Если признать, что сказанное является правдой, тогда вопрос о «предательстве» Стрелкова и его команды - Игоря Друзя, Игоря Иванова, десятков рядовых ополченцев и командиров, вышедших с Донбасса после августа 2014 года, должен быть снят с повестки дня - предавать было уже нечего. Они несут свою долю ответственности за допущенные две ключевые ошибки, однако спрос с военных за политическое предательство вначале Кремля, а затем и политруководства самих республик выглядит, прямо скажем, нелогичным.
Единственный, кто из военных командиров может нести политическую ответственность - это, конечно, Стрелков.

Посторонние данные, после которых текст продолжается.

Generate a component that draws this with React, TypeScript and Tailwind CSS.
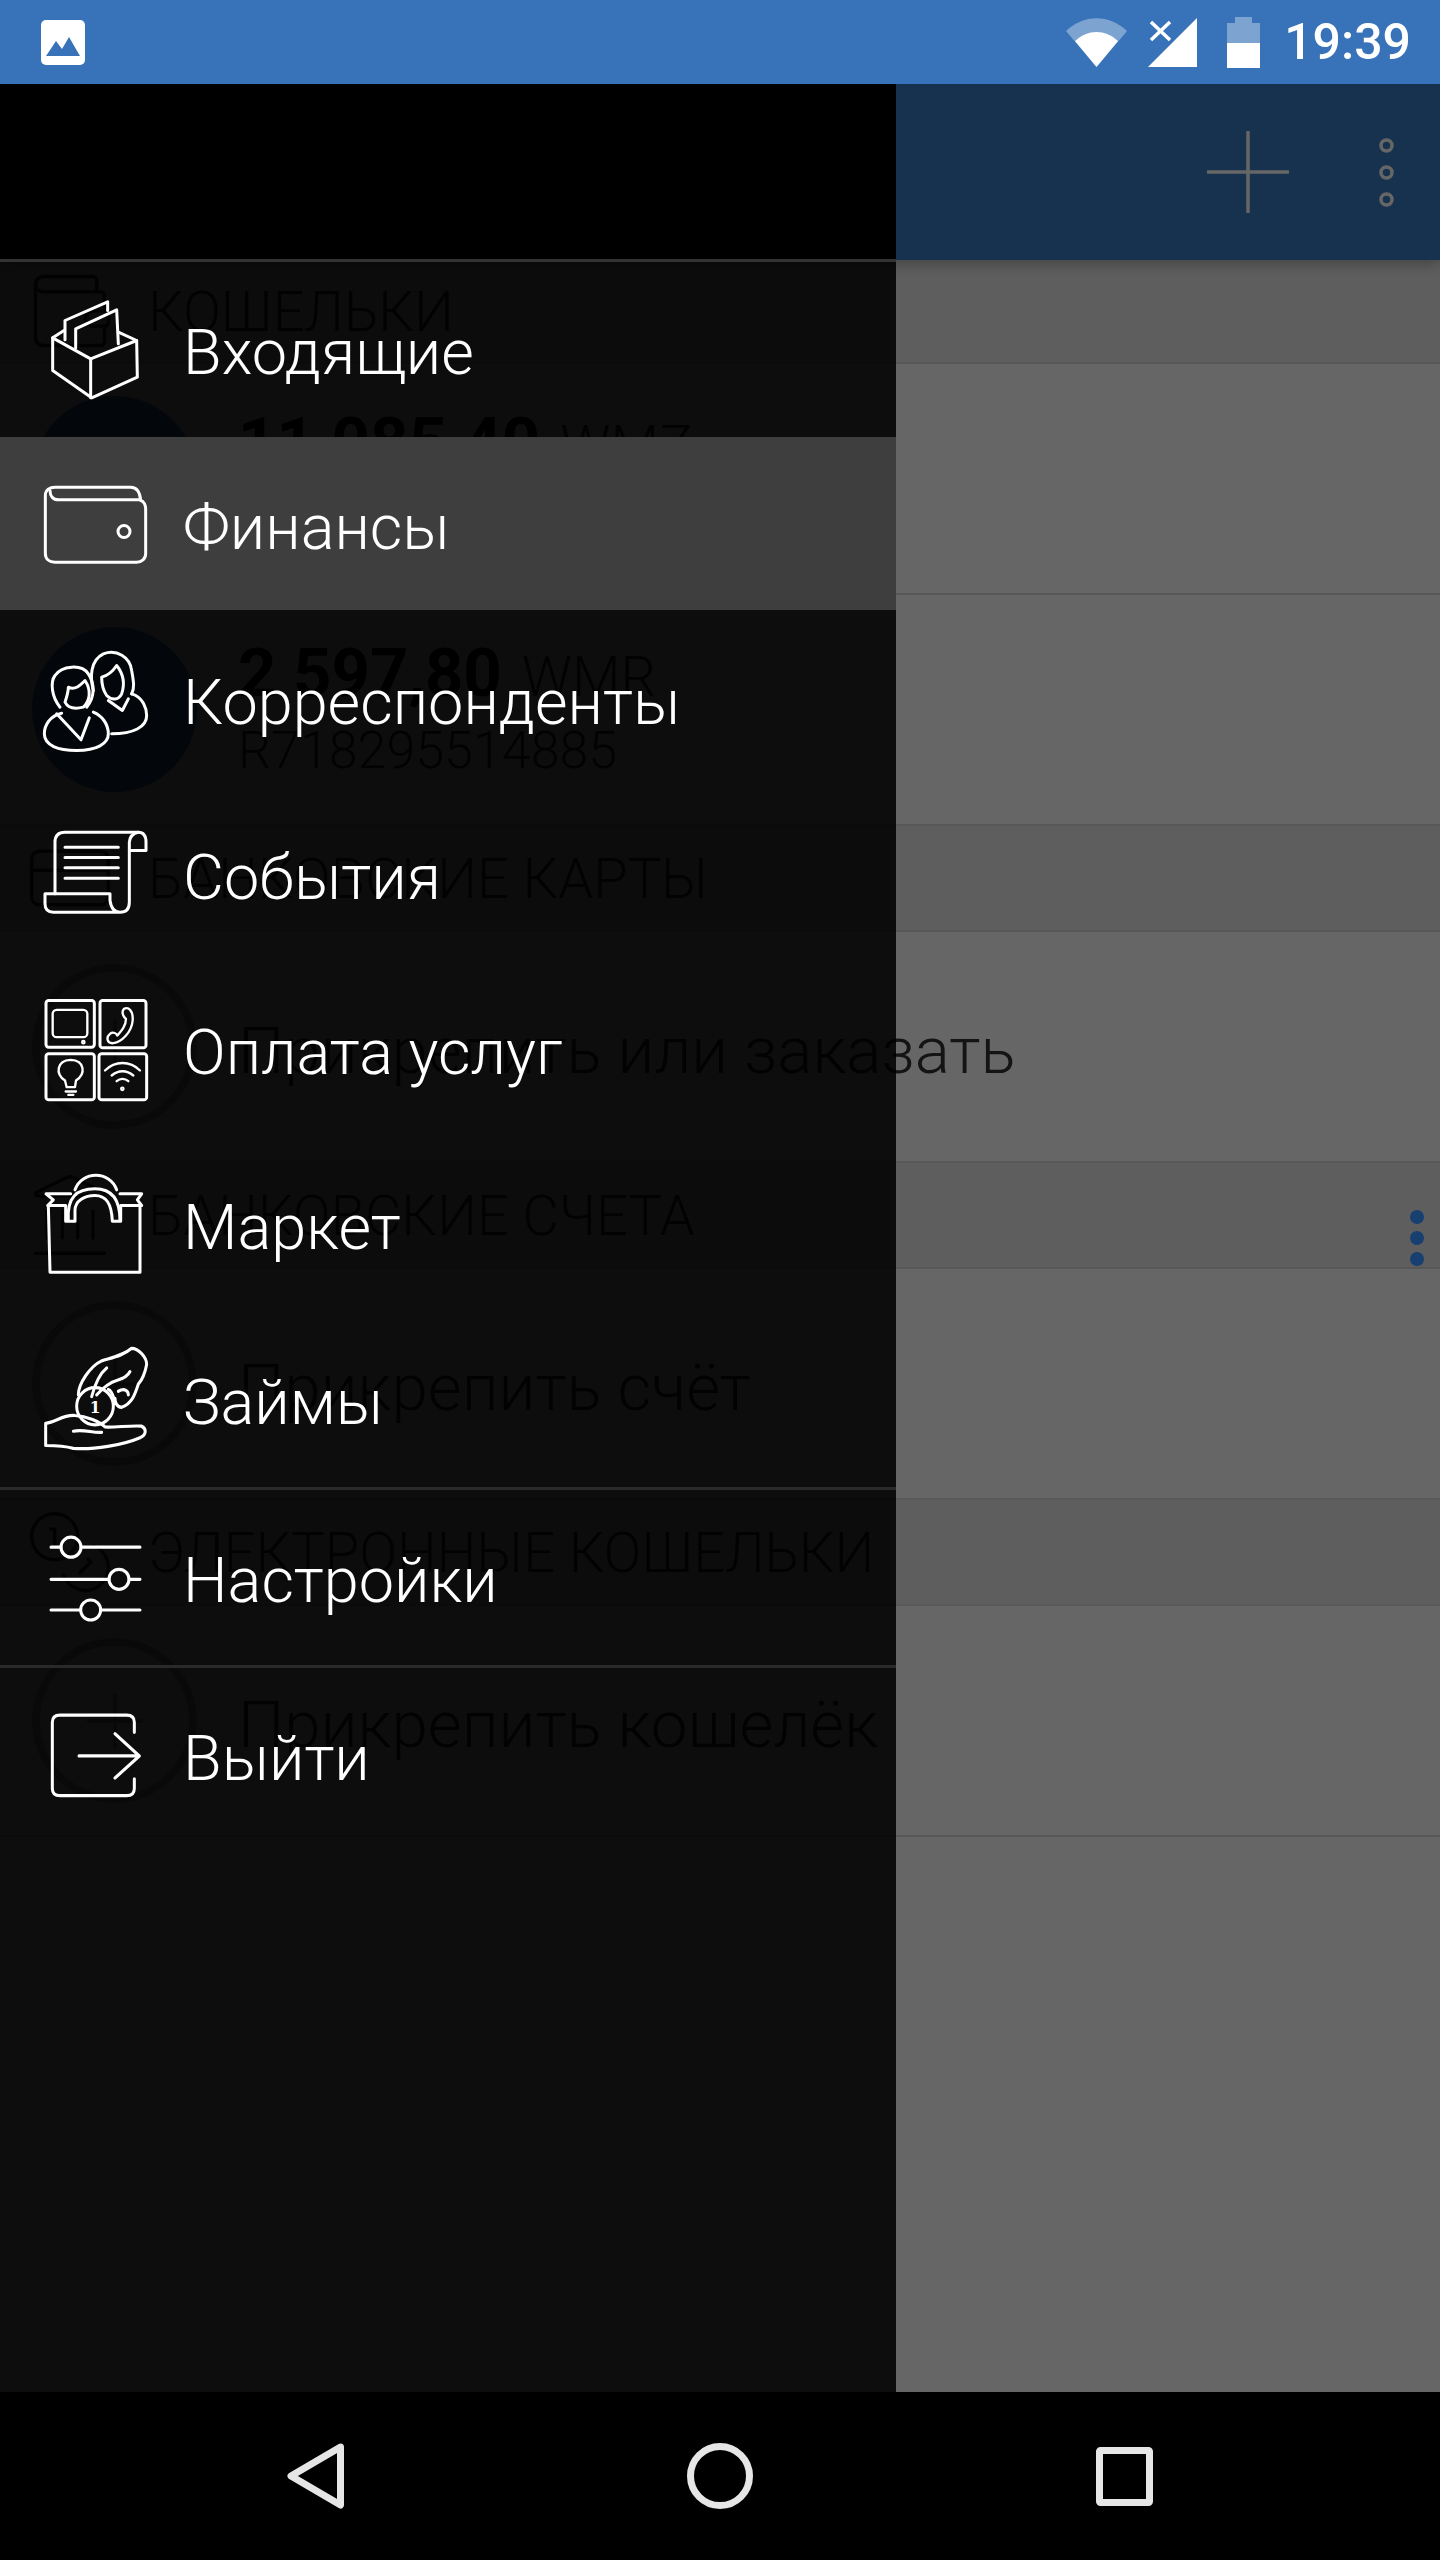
import { CreditCard, Landmark, Coins, Wallet, Plus } from "lucide-react";
import type { ReactNode } from "react";

function Ico({ box, children }: { box: string; children: ReactNode }) {
  return (
    <svg
      viewBox={box}
      preserveAspectRatio="none"
      className="w-[120px] h-[120px] shrink-0"
      fill="none"
      stroke="white"
      strokeWidth={9}
      strokeLinejoin="round"
      strokeLinecap="round"
    >
      {children}
    </svg>
  );
}

const InboxIcon = () => (
  <Ico box="108 85.5 360 360">
    <path d="M158 232 L272 295 L410 240 L412 350 L275 412 L158 330 Z" />
    <path d="M272 295 V412" />
    <path d="M195 238 V180 L323 124 V150" />
    <path d="M227 262 V205 L350 148 L355 250" />
    <path d="M158 232 L192 210 M355 215 L410 240" />
  </Ico>
);

const WalletIcon = () => (
  <Ico box="108 610.5 360 360">
    <path d="M136 705 C136 688 150 680 165 680 H392 C410 680 420 695 422 720 C432 722 437 735 437 745 V880 C437 895 425 905 410 905 H165 C148 905 136 895 136 878 Z" />
    <path d="M150 690 C150 708 160 718 175 718 H422" />
    <circle cx="372" cy="813" r="18" />
  </Ico>
);

const PeopleIcon = () => (
  <Ico box="108 1135.5 360 360">
    <path d="M185 1358 C150 1365 133 1395 133 1420 C133 1455 175 1470 230 1470 C290 1470 325 1450 325 1420 C325 1390 305 1365 280 1355" />
    <path d="M170 1360 L243 1438 L268 1372" />
    <path d="M180 1340 C155 1310 150 1265 165 1245 C185 1215 245 1210 265 1240 C285 1270 285 1310 260 1340" />
    <path d="M205 1280 C225 1290 240 1275 255 1260 C275 1290 270 1320 250 1340 C230 1345 205 1345 195 1325 C200 1310 205 1295 205 1280 Z" />
    <path d="M280 1290 C270 1250 270 1200 310 1180 C350 1165 390 1190 395 1230 C400 1260 405 1280 395 1300" />
    <path d="M305 1250 C325 1245 340 1230 350 1215 C370 1240 375 1270 365 1300 C355 1320 335 1320 320 1305 C310 1290 305 1270 305 1250 Z" />
    <path d="M395 1300 C430 1310 440 1345 440 1365 C440 1400 400 1420 335 1420" />
    <path d="M325 1320 L367 1350 L385 1315" />
  </Ico>
);

const ScrollIcon = () => (
  <Ico box="108 100.5 360 360">
    <path d="M165 340 V185 Q165 155 195 155 H415 Q438 155 438 185 V210 H388" />
    <path d="M415 155 Q390 160 388 185 V365 Q388 395 360 395 H160 Q135 395 135 370 V340 H330 V360 Q335 395 360 395" />
    <path d="M195 200 H355 M195 231 H355 M195 262 H355 M195 293 H355" />
  </Ico>
);

const ServicesIcon = () => (
  <Ico box="108 625.5 360 360">
    <rect x="138" y="660" width="145" height="140" rx="8" />
    <rect x="300" y="660" width="138" height="142" rx="8" />
    <rect x="138" y="820" width="145" height="138" rx="8" />
    <rect x="297" y="820" width="143" height="138" rx="8" />
    <rect x="158" y="688" width="104" height="82" rx="12" strokeWidth={7} />
    <circle cx="250" cy="785" r="4" strokeWidth={6} />
    <path strokeWidth={7} d="M372 685 C385 678 400 690 398 720 C395 755 365 785 340 788 C320 790 318 770 330 760 C340 752 350 760 352 765 C365 750 378 735 378 715 C372 712 362 695 372 685 Z" />
    <path strokeWidth={7} d="M195 900 C165 880 170 840 212 838 C255 840 258 880 228 900 L225 920 H200 Z M197 933 H228 M205 943 H220" />
    <path strokeWidth={7} d="M315 870 C345 840 390 840 420 870 M335 885 C355 868 380 868 400 885 M350 902 C360 893 375 893 385 902" />
    <circle cx="367" cy="925" r="4" strokeWidth={6} />
  </Ico>
);

const BagIcon = () => (
  <Ico box="108 1150.5 360 360">
    <path d="M225 1228 C245 1170 330 1170 350 1228" />
    <path d="M145 1275 L150 1475 H420 L420 1275" />
    <path d="M212 1240 H138 L160 1258 L143 1275 H197 V1322 H225 V1290 C225 1260 255 1245 285 1245 C320 1245 335 1270 337 1322 H362 V1275 H425 L412 1258 L425 1240 H360" />
    <path d="M205 1320 C200 1250 230 1225 285 1225 C340 1225 360 1265 360 1320" />
  </Ico>
);

const LoanIcon = () => (
  <Ico box="108 163.8 360 336">
    <path d="M137 400 C170 395 190 375 225 378 C260 380 300 395 315 410 C340 412 400 405 425 408 C440 415 440 432 420 440 C370 460 280 475 220 470 C190 462 165 462 137 462 Z" />
    <path d="M220 422 C250 415 280 428 305 425" />
    <ellipse cx="285" cy="352" rx="55" ry="52" />
    <text x="285" y="372" textAnchor="middle" fontSize="46" fontWeight="700" fill="white" stroke="none" fontFamily="'DejaVu Serif', serif">1</text>
    <path d="M235 320 C235 290 270 240 305 225 C340 215 370 210 395 190 C415 190 440 215 440 235 C435 260 430 275 415 290 C405 320 395 345 365 355 C350 355 345 340 345 330" />
    <path d="M275 325 C285 290 300 260 320 245 M290 320 C310 300 330 285 350 280 C370 275 385 265 390 255" />
    <path d="M325 305 C340 310 345 345 345 345 M355 310 C375 300 385 310 385 320" />
  </Ico>
);

const SlidersIcon = () => (
  <Ico box="108 663.6 360 336">
    <path d="M153 748 H183 M243 748 H420 M153 838 H327 M387 838 H420 M153 924 H242 M302 924 H420" />
    <ellipse cx="213" cy="748" rx="30" ry="28" />
    <ellipse cx="357" cy="838" rx="30" ry="28" />
    <ellipse cx="272" cy="924" rx="30" ry="28" />
  </Ico>
);

const ExitIcon = () => (
  <Ico box="108 1163.4 360 336">
    <path d="M403 1268 V1240 Q403 1220 380 1220 H180 Q157 1220 157 1240 V1425 Q157 1445 180 1445 H380 Q403 1445 403 1425 V1398" />
    <path d="M237 1334 H418 M345 1272 L418 1334 L345 1396" />
  </Ico>
);

function MenuRow({ icon, label, active }: { icon: ReactNode; label: string; active?: boolean }) {
  return (
    <div className="h-[175px] border-b-2 border-transparent bg-clip-padding">
      <div className={`h-full flex items-center pl-9 ${active ? "bg-[#3e3e3e]" : ""}`}>
        {icon}
        <span className="ml-[27px] pt-[7px] text-[63px] leading-none font-light text-white">{label}</span>
      </div>
    </div>
  );
}

function SectionHead({ icon, title, first }: { icon: ReactNode; title: string; first?: boolean }) {
  return (
    <div className={`flex items-center pl-[24px] bg-[#ececec] border-b-2 border-[#dcdcdc] text-[#333] ${first ? "h-[104px]" : "h-[106px]"}`}>
      <div className="w-[124px] shrink-0">{icon}</div>
      <span className="pt-[2px] text-[56px] leading-none font-light">{title}</span>
    </div>
  );
}

function AddRow({ label }: { label: string }) {
  return (
    <div className="flex items-center pl-8 h-[231px] border-b-2 border-[#dcdcdc] text-[#333]">
      <div className="w-[165px] h-[165px] rounded-full border-8 border-[#b8b8b8] flex items-center justify-center shrink-0">
        <Plus size={90} strokeWidth={1} color="#999" />
      </div>
      <span className="ml-[41px] pt-[8px] text-[65.5px] leading-none font-light whitespace-nowrap">{label}</span>
    </div>
  );
}

function AccountRow({ amount, code, number }: { amount: string; code: string; number: string }) {
  return (
    <div className="flex items-center pl-8 h-[231px] border-b-2 border-[#dcdcdc] text-[#333]">
      <div className="w-[165px] h-[165px] rounded-full bg-[#3a7dc5] shrink-0" />
      <div className="ml-[41px] flex flex-col gap-[12px]">
        <div className="flex items-baseline gap-5 text-[67px] leading-[66px]">
          <span className="font-bold text-black">{amount}</span>
          <span className="font-light text-[56px]">{code}</span>
        </div>
        <span className="text-[52px] leading-[58px] font-light">{number}</span>
      </div>
    </div>
  );
}

export default function App() {
  return (
    <div className="w-[1440px] h-[2560px] flex flex-col overflow-hidden bg-white font-['Roboto',sans-serif]">
      {/* status bar */}
      <div className="h-[84px] shrink-0 bg-[#3873b9] flex items-center justify-between pl-[41px] pr-[29px] z-30">
        <svg width="44" height="45" viewBox="0 0 44 45">
          <rect width="44" height="45" rx="5" fill="white" />
          <path d="M5 36 L15 21 L21 29 L28 17 L39 36 Z" fill="#3873b9" />
        </svg>
        <div className="flex items-center">
          <svg width="61" height="49" viewBox="0 0 61 49">
            <path d="M0 13 C18 -4 43 -4 61 13 L30.5 49 Z" fill="white" fillOpacity="0.35" />
            <path d="M9 23 C22 11 39 11 52 23 L30.5 49 Z" fill="white" />
          </svg>
          <svg className="ml-[21px]" width="49" height="49" viewBox="0 0 49 49">
            <path d="M49 0 V49 H0 Z" fill="white" />
            <path d="M3 4 L22 22 M22 4 L3 22" stroke="white" strokeWidth="3.5" />
          </svg>
          <svg className="ml-[30px]" width="33" height="51" viewBox="0 0 33 51">
            <path d="M8 0 H25 V6 H33 V26 H0 V6 H8 Z" fill="white" fillOpacity="0.35" />
            <rect y="26" width="33" height="25" fill="white" />
          </svg>
          <span className="ml-[24px] text-[50px] leading-none font-medium text-white">19:39</span>
        </div>
      </div>

      <div className="flex-1 min-h-0 relative">
        {/* page under the drawer */}
        <div className="h-[176px] bg-[#3a7dc5] flex items-center justify-end pr-[46px] relative z-10 shadow-[0_4px_14px_rgba(0,0,0,0.3)]">
          <svg width="82" height="82" viewBox="0 0 82 82" stroke="white" strokeWidth="3.5" strokeLinecap="round">
            <path d="M41 1 V81 M1 41 H81" />
          </svg>
          <svg className="ml-[90px]" width="15" height="69" viewBox="0 0 15 69" fill="none" stroke="white" strokeWidth="3.5">
            <circle cx="7.5" cy="7.5" r="5.5" />
            <circle cx="7.5" cy="34.5" r="5.5" />
            <circle cx="7.5" cy="61.5" r="5.5" />
          </svg>
        </div>
        <SectionHead first icon={<Wallet size={92} strokeWidth={0.9} />} title="КОШЕЛЬКИ" />
        <AccountRow amount="11 085,40" code="WMZ" number="Z316289551482" />
        <AccountRow amount="2 597,80" code="WMR" number="R718295514885" />
        <SectionHead icon={<CreditCard size={92} strokeWidth={0.9} />} title="БАНКОВСКИЕ КАРТЫ" />
        <AddRow label="Прикрепить или заказать" />
        <SectionHead icon={<Landmark size={92} strokeWidth={0.9} />} title="БАНКОВСКИЕ СЧЕТА" />
        <AddRow label="Прикрепить счёт" />
        <SectionHead icon={<Coins size={92} strokeWidth={0.9} />} title="ЭЛЕКТРОННЫЕ КОШЕЛЬКИ" />
        <AddRow label="Прикрепить кошелёк" />

        {/* scrim */}
        <div className="absolute inset-0 z-20 bg-black/60" />

        <div className="absolute right-4 top-[1126px] z-20 flex flex-col gap-[7px]">
          <div className="w-[14px] h-[14px] rounded-full bg-[#174070]" />
          <div className="w-[14px] h-[14px] rounded-full bg-[#174070]" />
          <div className="w-[14px] h-[14px] rounded-full bg-[#174070]" />
        </div>

        {/* drawer */}
        <div className="absolute left-0 top-0 bottom-0 w-[896px] z-20 bg-black/87">
          <div className="h-[178px] bg-black border-b-[3px] border-[#333]" />
          <MenuRow icon={<InboxIcon />} label="Входящие" />
          <MenuRow icon={<WalletIcon />} label="Финансы" active />
          <MenuRow icon={<PeopleIcon />} label="Корреспонденты" />
          <MenuRow icon={<ScrollIcon />} label="События" />
          <MenuRow icon={<ServicesIcon />} label="Оплата услуг" />
          <MenuRow icon={<BagIcon />} label="Маркет" />
          <MenuRow icon={<LoanIcon />} label="Займы" />
          <div className="border-t-[3px] border-[#2a2a2a]">
            <MenuRow icon={<SlidersIcon />} label="Настройки" />
          </div>
          <div className="border-t-[3px] border-[#2a2a2a]">
            <MenuRow icon={<ExitIcon />} label="Выйти" />
          </div>
        </div>
      </div>

      {/* nav bar */}
      <div className="h-[168px] shrink-0 bg-black flex items-center justify-center gap-[343px] z-30">
        <svg width="57" height="66" viewBox="0 0 57 66" fill="none" stroke="#e6e6e6" strokeWidth="7" strokeLinejoin="round">
          <path d="M53.5 4 L4 33 L53.5 62 Z" />
        </svg>
        <svg width="66" height="66" viewBox="0 0 66 66" fill="none" stroke="#e6e6e6" strokeWidth="7">
          <circle cx="33" cy="33" r="29.5" />
        </svg>
        <svg width="57" height="59" viewBox="0 0 57 59" fill="none" stroke="#e6e6e6" strokeWidth="7">
          <rect x="3.5" y="3.5" width="50" height="52" rx="1" />
        </svg>
      </div>
    </div>
  );
}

Он имел на тот момент наивысший авторитет как среди ополчения, так и в России. Только у него был шанс использовать свой авторитет для попытки перелома ситуации - ареста предателей в Донецке, создание единого военного командования, назначение гражданской администрации, работающей в интересах целей восстания. Однако здесь мы наталкиваемся на все тот же самый вопрос: чисто психологический. Если обвинять Стрелкова, то нужно понять, что он должен был одновременно осознать и принять факт предательства восстания со стороны Москвы, а затем, практически без перерыва - понять и принять факт предательского бездействия со стороны политического руководства ДНР, которым на тот момент был его давний и хороший знакомый и, пожалуй, друг Александр Бородай. Сделать два таких вывода в кратчайший срок было психологически чрезвычайно сложно, особенно в условиях начавшейся военной блокады Славянска, который нужно было защищать прямо здесь и сейчас.
Если у кого-то складывается впечатление, что я пытаюсь оправдать и обвинить кого-то из субъектов и персонажей восстания на Донбассе, то это впечатление неверное. У меня нет такой цели и задачи - я полагаю, что важнее всего разобраться в подоплеке событий, понять ключевые причины его поражения и сделать из них выводы. Обвинения и оправдания в данном случае совершенно бессмысленны - на войне действует только одно правило: победитель всегда прав.
Кремль сумел выиграть у восстания, ликвидировать угрозу перерастания его из стихийного в народное, перехватить управление им и удалить или истребить всех, кто нес в себе малейшую угрозу его планам. Поэтому именно Кремль раздает сегодня определения: кто "махновец", кто "белогвардеец и власовец", кто "предатель", а кто - герой и пример для молодежи. Так было всегда и так всегда и будет. Если кто-то не согласен - значит, нужно переигрывать эту войну, доводить ее до победы в Киеве, развешивать хунту и ее подельников на фонарях Крещатика, после чего можно будет заново пересматривать наградной список.